Geboren ist Schlüter in Berlin und lebt mit seinen Eltern in Alt-Pankow. „Wir sind eine klassische Ost-Familie.“ Seine Mutter arbeitet in einem Altersheim als Reinigungskraft, sein Vater ist Polizist und fährt von der Wache am Mauerpark aus auf Streife. Politisch aktiv wie ihr Sohn waren sie nie.

 

Das Gesicht auf dem Plakat und freies Lernen

Der ist jetzt kinder- und jugendpolitischer Sprecher seiner Pankower Partei. Den jungen Menschen im Kiez will er zu mehr Mitbestimmung verhelfen: Sie zeichnen lassen, wie ihre Traumkita oder ihr Lieblingsjungendclub aussehen würde, ist eine von Schlüters Ideen.
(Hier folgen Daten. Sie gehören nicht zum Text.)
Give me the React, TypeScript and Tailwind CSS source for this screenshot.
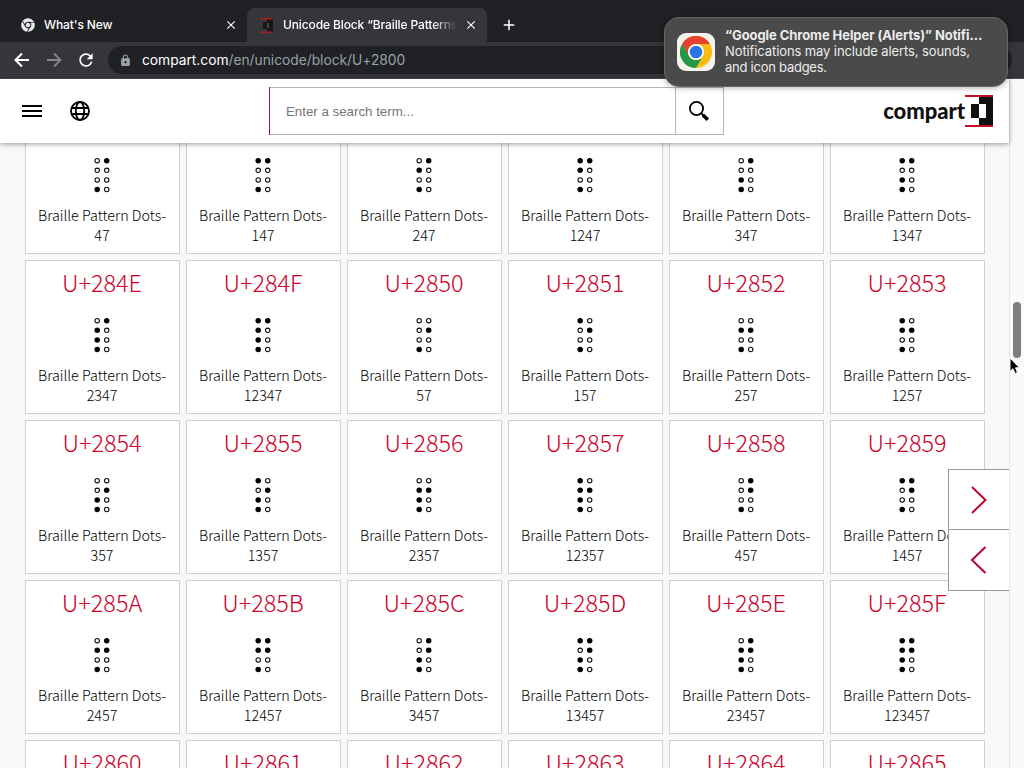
import { FaChrome } from "react-icons/fa";
import { MdRefresh, MdClose, MdAdd, MdLock } from "react-icons/md";

const FIRST = 0x2848;
const LAST = 0x2865;

const codes = Array.from({ length: LAST - FIRST + 1 }, (_, i) => FIRST + i);

// dot numbers in reading order, two per row
const DOTS = [1, 4, 2, 5, 3, 6, 7, 8];

const isRaised = (code: number, dot: number) => ((code - 0x2800) & (1 << (dot - 1))) !== 0;

const dotName = (code: number) => [1, 2, 3, 4, 5, 6, 7, 8].filter((d) => isRaised(code, d)).join("");

const BrailleCell = ({ code }: { code: number }) => (
  <svg width="16" height="40" viewBox="0 0 16 40" className="mx-auto block">
    {DOTS.map((dot, i) => (
      <circle
        key={dot}
        cx={i % 2 === 0 ? 3.2 : 12.7}
        cy={5.7 + Math.floor(i / 2) * 9.6}
        r={isRaised(code, dot) ? 2.75 : 2.2}
        fill={isRaised(code, dot) ? "#000" : "none"}
        stroke="#111"
        strokeWidth={isRaised(code, dot) ? 0 : 1.1}
      />
    ))}
  </svg>
);

const CodeCard = ({ code }: { code: number }) => (
  <a className="block h-[154px] border border-[#cfcfcf] bg-white pt-[3px] pr-px text-center font-['Noto_Sans_CJK_SC',sans-serif] font-light">
    <div className="h-[36px] text-[23.4px] leading-[36px] text-[#cc0029]">U+{code.toString(16).toUpperCase()}</div>
    <div className="mt-[15px]">
      <BrailleCell code={code} />
    </div>
    <div className="mt-[10px] text-[14.35px] leading-5 text-black">
      Braille Pattern Dots-
      <br />
      {dotName(code)}
    </div>
  </a>
);

const CompartMark = ({ className }: { className?: string }) => (
  <svg viewBox="0 0 28 32" className={className}>
    <path d="M0 0H28V2H0ZM0 30H28V32H0Z" fill="#c01020" />
    <path d="M14 2H28V30H14V23H21V9H14Z" fill="#111" />
    <path d="M6 9H14V23H6Z" fill="#111" />
    <path d="M14 9H21V23H14Z" fill="#fff" />
  </svg>
);

const TabStrip = () => (
  <div className="flex h-[42px] items-end bg-[#202124] text-[12.5px] font-medium text-white">
    <div className="flex h-[34px] w-[247px] items-center pl-[21px] pr-[9px]">
      <FaChrome className="size-[14px] text-[#e8eaed]" />
      <span className="ml-[9px] flex-1 text-[12px] tracking-[-0.1px]">What's New</span>
      <MdClose className="size-[14px]" />
    </div>
    <div className="flex h-[34px] w-[240px] items-center rounded-t-lg bg-[#35363a] pl-[13px] pr-[9px]">
      <svg width="14" height="15" viewBox="0 0 14 15" className="shrink-0">
        <path d="M3 4H7V11H3ZM7 1H13V14H7Z" fill="#161616" />
        <path d="M7 5H9V10H7Z" fill="#444" />
        <path d="M0 0H13V1.500H0ZM0 13.500H13V15H0Z" fill="#a91d22" />
      </svg>
      <span className="ml-[9px] w-[174px] overflow-hidden whitespace-nowrap text-[12px] tracking-[-0.12px] [mask-image:linear-gradient(to_right,black_86%,transparent)]">
        Unicode Block “Braille Patterns”
      </span>
      <MdClose className="ml-auto size-[14px] shrink-0" />
    </div>
    <MdAdd className="mb-[8px] ml-[13px] size-[18px]" />
  </div>
);

const Toolbar = () => (
  <div className="flex h-[37px] items-center border-b border-[#4a4b4f] bg-[#35363a] pl-[13px] pr-3">
    <svg width="18" height="18" viewBox="0 0 18 18" fill="none" stroke="#fff" strokeWidth="2">
      <path d="M16 9H3M9 2.500L2.500 9L9 15.500" />
    </svg>
    <svg width="18" height="18" viewBox="0 0 18 18" fill="none" stroke="#85868a" strokeWidth="1.8" className="ml-[14px]">
      <path d="M2 9H15M9 2.500L15.500 9L9 15.500" />
    </svg>
    <MdRefresh className="ml-[13px] size-[20px] text-white" />
    <div className="ml-[12px] flex h-[28px] flex-1 items-center rounded-full bg-[#202124] pl-[11px] text-[13.8px] text-[#9aa0a6]">
      <MdLock className="size-[13px]" />
      <span className="ml-[10px] tracking-[-0.02px]">
        <span className="text-white">compart.com</span>/en/unicode/block/U+2800
      </span>
    </div>
  </div>
);

const Header = () => (
  <header className="relative z-10 flex h-16 shrink-0 items-center bg-white pl-[22px] pr-[16px] shadow-[0_1px_5px_rgba(0,0,0,0.4)]">
    <div className="flex w-[20px] flex-col gap-[3px]">
      <div className="h-[2px] bg-black" />
      <div className="h-[2px] bg-black" />
      <div className="h-[2px] bg-black" />
    </div>
    <svg width="20" height="20" viewBox="0 0 20 20" className="ml-[28px]" fill="none" stroke="#000" strokeWidth="1.8">
      <circle cx="10" cy="10" r="9" />
      <ellipse cx="10" cy="10" rx="4.2" ry="9" />
      <path d="M1.8 7H18.2M1.8 13H18.2" />
    </svg>
    <div className="ml-[179px] flex h-[48px] w-[455px] border-y border-r border-y-[#b5b5b5] border-r-[#b5b5b5]">
      <div className="-my-px w-px shrink-0 bg-[#b0102c]" />
      <div className="flex flex-1 items-center pl-4 pt-[2px] text-[13.3px] text-[#757575] font-['Liberation_Sans',Arial,sans-serif]">
        Enter a search term...
      </div>
      <div className="flex w-[48px] items-center justify-center border-l border-[#b5b5b5] pr-[2px]">
        <svg width="22" height="22" viewBox="0 0 22 22" fill="none" stroke="#000">
          <circle cx="8.5" cy="8.5" r="6.6" strokeWidth="1.8" />
          <path d="M13.4 13.4L15.5 15.5" strokeWidth="2" />
          <path d="M15 15L19.8 19.8" strokeWidth="3.6" />
        </svg>
      </div>
    </div>
    <div className="ml-auto flex items-center">
      <span className="text-[22px] font-black leading-8 tracking-[-0.05px] text-[#111] font-['Lato',sans-serif]">compart</span>
      <CompartMark className="h-[32px] w-[28px]" />
    </div>
  </header>
);

const PageArrows = () => (
  <div className="absolute right-0 top-[469px] w-[61px] border border-r-0 border-[#999] bg-white">
    {["M6 3L19.500 16L6 29", "M19.500 3L6 16L19.500 29"].map((d, i) => (
      <div key={d} className={i === 0 ? "flex h-[60px] items-center justify-center border-b border-[#999]" : "flex h-[60px] items-center justify-center"}>
        <svg width="26" height="32" viewBox="0 0 26 32" fill="none" stroke="#b8082f" strokeWidth="2">
          <path d={d} />
        </svg>
      </div>
    ))}
  </div>
);

const Notification = () => (
  <div className="absolute left-[664px] top-[17px] z-20 flex h-[70px] w-[344px] rounded-[15px] border border-[#686868] bg-[#4a4a4a] pl-[12px] pt-[9px] shadow-[0_1px_6px_rgba(0,0,0,0.3)]">
    <div className="mt-[6px] flex size-[38px] items-center justify-center rounded-[9px] bg-[#f4f3f0]">
      <svg width="32" height="32" viewBox="0 0 32 32">
        <circle cx="16" cy="16" r="16" fill="#fbbc12" />
        <path d="M2.140 8A16 16 0 0 1 29.860 8H16A8 8 0 0 0 9.070 20Z" fill="#e8402f" />
        <path d="M2.140 8A16 16 0 0 0 16 32L22.930 20A8 8 0 0 1 9.070 20Z" fill="#249a48" />
        <circle cx="16" cy="16" r="8" fill="#fff" />
        <circle cx="16" cy="16" r="6.300" fill="#2b73e0" />
      </svg>
    </div>
    <div className="ml-[10px] whitespace-nowrap text-[13px] leading-4 text-[#ececec]">
      <div className="font-bold tracking-[-0.07px]">“Google Chrome Helper (Alerts)” Notifi...</div>
      <div className="tracking-[-0.1px]">Notifications may include alerts, sounds,</div>
      <div className="tracking-[-0.25px]">and icon badges.</div>
    </div>
  </div>
);

const App = () => {
  return (
    <div className="relative flex h-screen w-screen flex-col overflow-hidden bg-[#f8f8f8] font-['Inter',sans-serif]">
      <TabStrip />
      <Toolbar />
      <div className="flex min-h-0 flex-1">
        <div className="flex w-[1009px] flex-col">
          <Header />
          <main className="min-h-0 flex-1 overflow-hidden px-[25px]">
            <div className="-mt-[43px] grid w-[960px] grid-cols-6 gap-[6px]">
              {codes.map((code) => (
                <CodeCard key={code} code={code} />
              ))}
            </div>
          </main>
        </div>
        <div className="flex-1 border-l border-[#e6e6e6] bg-[#fafafa] pl-[3px] pt-[223px]">
          <div className="h-[56px] w-[8px] rounded-full bg-[#7d7d7d]" />
        </div>
      </div>
      <div className="absolute left-0 top-0 w-[1009px]">
        <PageArrows />
      </div>
      <Notification />
      <svg width="12" height="18" viewBox="0 0 12 18" className="absolute left-[1009px] top-[357px] z-20">
        <path d="M1 1V14.500L4 11.700L6 16.500L8.500 15.400L6.500 10.800H10.500Z" fill="#000" stroke="#fff" />
      </svg>
    </div>
  );
};

export default App;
Außerdem – wie sollte es anders sein – ist das Thema Schule sein Steckenpferd. „Es finden immer alle ganz abgefahren, wenn ich von freier, demokratischer Schule spreche.“ Die Jetzige ist ihm zu dröge und institutionalisiert. „20 Prozent meiner Lehrer sind Bananen. Für Seite 150 bis 180 im Arbeitsheft brauche ich nicht in die Schule zu gehen.“ Stattdessen sollten Schüler das Lernen lernen und viel mehr selbst bestimmen können, was sie interessiert und darauf Antworten suchen dürfen.

Einen Vorschlag für die Verbesserung der großen BVV-Tagungen in Pankow hat Schlüter auch noch. „Ich finde sie sehr technokratisch. Die unbegrenzte Redezeit ist furchtbar, weil es so viele Selbstdarsteller gibt, die nicht in der Sache diskutieren.“ Abhilfe könnte seiner Meinung nach eine Rede-Ampel bringen. „Davon bin ich ein großer Fan.“ Und der Livestream der Diskussionen ins Internet sollte bald kommen, wenn es nach ihm geht.
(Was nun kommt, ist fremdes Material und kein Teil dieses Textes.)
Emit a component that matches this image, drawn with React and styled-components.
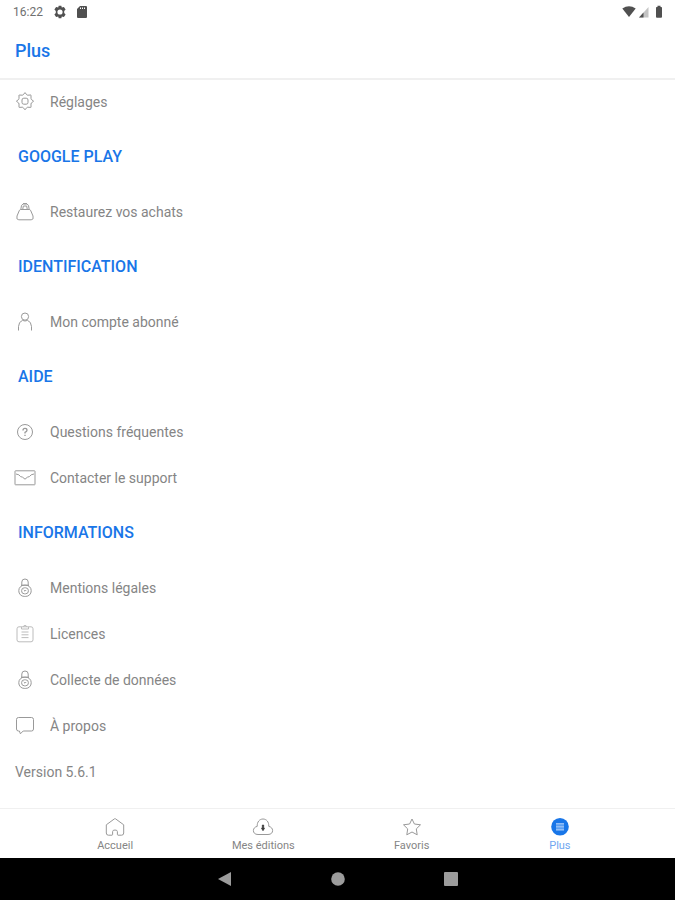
import { useState } from "react";
import styled, { createGlobalStyle } from "styled-components";

const SECTIONS = [
  { rows: [{ icon: "gear", label: "Réglages" }] },
  { title: "GOOGLE PLAY", rows: [{ icon: "bag", label: "Restaurez vos achats" }] },
  { title: "IDENTIFICATION", rows: [{ icon: "user", label: "Mon compte abonné" }] },
  {
    title: "AIDE",
    rows: [
      { icon: "help", label: "Questions fréquentes" },
      { icon: "mail", label: "Contacter le support" },
    ],
  },
  {
    title: "INFORMATIONS",
    rows: [
      { icon: "lock", label: "Mentions légales" },
      { icon: "licence", label: "Licences" },
      { icon: "lock", label: "Collecte de données" },
      { icon: "bubble", label: "À propos" },
    ],
  },
];

const TABS = [
  { icon: "home", label: "Accueil" },
  { icon: "cloud", label: "Mes éditions" },
  { icon: "star", label: "Favoris" },
  { icon: "plus", label: "Plus" },
];

const ICONS = {
  gear: (
    <>
      <path d="M9.2 3.8 L11 1.6 L12.8 3.8 L13.6 4.2 L16.8 4 L17 4.2 L17 7.4 L17.3 8.4 L19.6 10.2 L17.3 12 L17 13 L17 16.2 L16.8 16.4 L13.6 16.2 L12.8 16.6 L11 18.8 L9.2 16.6 L8.4 16.2 L5.2 16.4 L5 16.2 L5 13 L4.7 12 L2.4 10.2 L4.7 8.4 L5 7.4 L5 4.2 L5.2 4 L8.4 4.2 Z" />
      <rect x="8" y="7.2" width="6" height="6" rx="1.8" />
    </>
  ),
  bag: (
    <>
      <path d="M6.6 8.5 H15.4 Q16.2 8.5 16.8 9.8 L19 15 Q20 18.8 17.2 18.8 H4.8 Q2 18.8 3 15 L5.2 9.8 Q5.8 8.5 6.6 8.5 Z" />
      <path d="M6.8 8.5 Q7 3 9.2 3 H12.8 Q15 3 15.2 8.5 M8.8 8 L9.3 5 H12.7 L13.2 8 M9 2.6 H13" />
    </>
  ),
  user: (
    <>
      <circle cx="11" cy="5.6" r="3.6" />
      <path d="M4.5 19.5 V15.5 Q4.8 10.6 8.5 9.4 Q11 10.6 13.5 9.4 Q17.2 10.6 17.5 15.5 V19.5" />
    </>
  ),
  help: (
    <>
      <circle cx="11" cy="11" r="7.5" />
      <path d="M9 9.4 Q9 7.4 11 7.4 T13 9.2 Q13 10.3 11 11.4 V12.6 M11 13.8 V15" strokeWidth="1.3" />
    </>
  ),
  mail: (
    <>
      <rect x="1" y="3.8" width="20" height="14" rx="0.5" />
      <path d="M2 7 L4.8 7.8 L6.6 9.6 L8.6 10.2 L11 12.2 L13.4 10.2 L15.4 9.6 L17.2 7.8 L20 7" />
    </>
  ),
  lock: (
    <>
      <path d="M7.8 9 V5 Q7.8 2 11 2 T14.2 5 V9" />
      <rect x="4.8" y="8.2" width="12.4" height="11.2" rx="5.4" />
      <path d="M7 8.2 H15" />
      <rect x="7.6" y="10.8" width="6.8" height="6" rx="2.8" />
      <path d="M9.8 13 L11 14.2 L12.2 13" />
    </>
  ),
  licence: (
    <>
      <rect x="3" y="3.8" width="16" height="15" rx="2" />
      <path d="M7.5 4 V6 H14.5 V4 M9.5 4 L10 2.6 H12 L12.5 4 M7.5 9 H14.5 M7.5 11.8 H14.5 M7.5 14.6 H14.5" />
    </>
  ),
  bubble: (
    <path d="M4.5 2.5 H17.5 Q19.5 2.5 19.5 4.5 V14 Q19.5 16 17.5 16 H9.2 L6.4 18.8 L5.4 16 H4.5 Q2.5 16 2.5 14 V4.5 Q2.5 2.5 4.5 2.5 Z" />
  ),
  home: (
    <path d="M11.5 2.8 Q11 2.4 10.5 2.8 L2.3 8.8 V17 Q2.3 19.2 4.4 19.2 H8 Q8.6 19.2 8.6 18.4 V15.6 Q8.6 14 11 14 T13.4 15.6 V18.4 Q13.4 19.2 14 19.2 H17.6 Q19.7 19.2 19.7 17 V8.8 Z" />
  ),
  cloud: (
    <>
      <path d="M6 18.5 C2.8 18.5 1.4 16.6 1.4 14.6 C1.4 12.4 3 10.8 5.2 10.4 C5 5.8 7.6 3 11 3 S17 5.8 16.8 10.4 C19 10.8 20.6 12.4 20.6 14.6 C20.6 16.6 19.2 18.5 16 18.5 Z" />
      <path d="M10.3 9 H11.7 V12.2 H12.6 L11 14.8 L9.4 12.2 H10.3 Z" fill="#333" stroke="#333" strokeWidth="0.6" />
    </>
  ),
  star: (
    <path d="M11 3 L13.4 8 L19.5 8.8 L15.3 12.9 L16.2 18.8 L11 16 L5.8 18.8 L6.7 12.9 L2.5 8.8 L8.6 8 Z" />
  ),
  plus: (
    <>
      <circle cx="11" cy="10.8" r="8.8" fill="#1976e8" stroke="none" />
      <rect x="7" y="7" width="8" height="7.6" fill="#5b9ff2" stroke="none" />
      <path d="M7 7.8 H15 M7 10.8 H15 M7 13.8 H15" stroke="#a9cbf8" />
    </>
  ),
};

const Icon = ({ name }) => (
  <IconSvg viewBox="0 0 22 22" $light={name === "licence"} aria-hidden="true">
    {ICONS[name]}
  </IconSvg>
);

const App = () => {
  const [activeTab, setActiveTab] = useState("Plus");

  return (
    <Page>
      <GlobalStyle />
      <StatusBar>
        <StatusGroup>
          <Time>16:22</Time>
          <StatusIcon viewBox="0 0 14 14">
            <path
              d="M5.7 0.8 H8.3 L8.8 2.6 L10.9 2 L12.6 4.6 L11.2 6 V8 L12.6 9.4 L10.9 12 L8.8 11.4 L8.3 13.2 H5.7 L5.2 11.4 L3.1 12 L1.4 9.4 L2.8 8 V6 L1.4 4.6 L3.1 2 L5.2 2.6 Z M7 4.4 A2.6 2.6 0 1 0 7 9.6 A2.6 2.6 0 1 0 7 4.4 Z"
              fillRule="evenodd"
            />
          </StatusIcon>
          <StatusIcon viewBox="0 0 14 14">
            <path
              d="M5 1 H11 Q12 1 12 2 V12 Q12 13 11 13 H3 Q2 13 2 12 V4 Z M5 2.5 V4 H6 V2.5 Z M7 2.5 V4 H8 V2.5 Z M9 2.5 V4 H10 V2.5 Z"
              fillRule="evenodd"
            />
          </StatusIcon>
        </StatusGroup>
        <StatusGroup $tight>
          <StatusIcon viewBox="0 0 14 14">
            <path d="M0.3 3.6 Q7 -1 13.7 3.6 L7 12 Z" />
          </StatusIcon>
          <StatusIcon viewBox="0 0 14 14">
            <path d="M11.5 2 V12.5 H2 Z" fill="#c4c4c4" />
            <path d="M6.5 7.5 V12.5 H2 Z" />
          </StatusIcon>
          <StatusIcon viewBox="0 0 14 14">
            <path d="M5.5 0.8 H8.5 V2 H9.2 Q10 2 10 2.8 V12 Q10 12.8 9 12.8 H5 Q4 12.8 4 12 V2.8 Q4 2 4.8 2 H5.5 Z" />
          </StatusIcon>
        </StatusGroup>
      </StatusBar>

      <Header>
        <Title>Plus</Title>
      </Header>

      <Content>
        {SECTIONS.map(({ title, rows }) => (
          <section key={title || "general"}>
            {title && <SectionTitle>{title}</SectionTitle>}
            {rows.map(({ icon, label }) => (
              <Row key={label} type="button">
                <Icon name={icon} />
                {label}
              </Row>
            ))}
          </section>
        ))}
        <Version>Version 5.6.1</Version>
      </Content>

      <TabBar>
        {TABS.map(({ icon, label }) => (
          <Tab
            key={label}
            type="button"
            $active={label === activeTab}
            onClick={() => setActiveTab(label)}
          >
            <Icon name={icon} />
            {label}
          </Tab>
        ))}
      </TabBar>

      <SystemBar>
        <SystemButton type="button" aria-label="Retour">
          <SystemIcon viewBox="0 0 16 16">
            <path d="M14 1 V15 L1 8 Z" />
          </SystemIcon>
        </SystemButton>
        <SystemButton type="button" aria-label="Accueil du système">
          <SystemIcon viewBox="0 0 16 16">
            <circle cx="8" cy="8" r="6.8" />
          </SystemIcon>
        </SystemButton>
        <SystemButton type="button" aria-label="Applications récentes">
          <SystemIcon viewBox="0 0 16 16">
            <rect x="1" y="1" width="14" height="14" rx="1" />
          </SystemIcon>
        </SystemButton>
      </SystemBar>
    </Page>
  );
};

const GlobalStyle = createGlobalStyle`
  * {
    box-sizing: border-box;
  }
  body {
    margin: 0;
    background: #fff;
    color: #858585;
    font-family: Roboto, sans-serif;
  }
  button {
    border: none;
    padding: 0;
    background: none;
    color: inherit;
    font-family: inherit;
    cursor: pointer;
  }
`;

const Page = styled.div`
  display: flex;
  flex-direction: column;
  min-height: 100vh;
`;

const StatusBar = styled.div`
  display: flex;
  justify-content: space-between;
  align-items: center;
  height: 23px;
  padding: 0 9px 0 13px;
`;
const StatusGroup = styled.div`
  display: flex;
  align-items: center;
  gap: ${({ $tight }) => ($tight ? "1px" : "8px")};
`;
const Time = styled.span`
  min-width: 32px;
  font-size: 12px;
  color: #707070;
`;
const StatusIcon = styled.svg`
  width: 14px;
  height: 14px;
  fill: #505050;
`;

const Header = styled.header`
  display: flex;
  align-items: center;
  height: 55px;
  padding: 0 15px;
  box-shadow: 0 2px #f0f0f0;
`;
const Title = styled.h1`
  margin: 0;
  font-size: 18px;
  font-weight: 500;
  color: #1976e8;
`;

const Content = styled.main`
  flex: 1;
  padding-top: 1px;
`;
const SectionTitle = styled.h2`
  margin: 0;
  padding: 0 18px;
  font-size: 16px;
  line-height: 64px;
  font-weight: 500;
  color: #1976e8;
`;
const Row = styled.button`
  display: flex;
  align-items: center;
  gap: 14px;
  width: 100%;
  height: 46px;
  padding: 0 14px;
  font-size: 14px;
  text-align: left;
`;
const IconSvg = styled.svg`
  width: 22px;
  height: 22px;
  fill: none;
  stroke: ${({ $light }) => ($light ? "#bcbcbc" : "#999")};
  stroke-width: 1;
  stroke-linejoin: round;
`;
const Version = styled.p`
  margin: 0;
  padding: 0 15px;
  font-size: 14px;
  line-height: 46px;
`;

const TabBar = styled.nav`
  display: flex;
  height: 50px;
  padding: 0 41px;
  border-top: 1px solid #f0f0f0;
`;
const Tab = styled.button`
  display: flex;
  flex: 1;
  flex-direction: column;
  align-items: center;
  justify-content: flex-end;
  padding-bottom: 5px;
  font-size: 11px;
  line-height: 15px;
  && {
    color: ${({ $active }) => ($active ? "#6fa6f0" : "#858585")};
  }
`;

const SystemBar = styled.div`
  display: flex;
  justify-content: center;
  height: 42px;
  background: #000;
`;
const SystemButton = styled.button`
  display: flex;
  align-items: center;
  justify-content: center;
  width: 113px;
`;
const SystemIcon = styled.svg`
  width: 16px;
  height: 16px;
  fill: #9c9c9c;
`;

export default App;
Will er Berufspolitiker werden? „Das weiß ich noch nicht. Sein Gesicht auf einem Plakat an einer Laterne zu sehen, wären schon cool. Aber ich will nicht die Bodenhaftung verlieren.“ Für die Zeit nach der Schule hat sich Schlüter erst mal drei Studiengänge rausgesucht: Soziale Arbeit, Verwaltung und Wirtschaftsrecht.

Bevor Schlüter aufbricht, bekommt der Motz-Verkäufer noch eine Spende. Dann läuft er in die Fraktionsräume in der Fröbelstraße, die sein zweites Jugendzimmer geworden sind. Er will sich noch eine Kleine Anfrage durchlesen.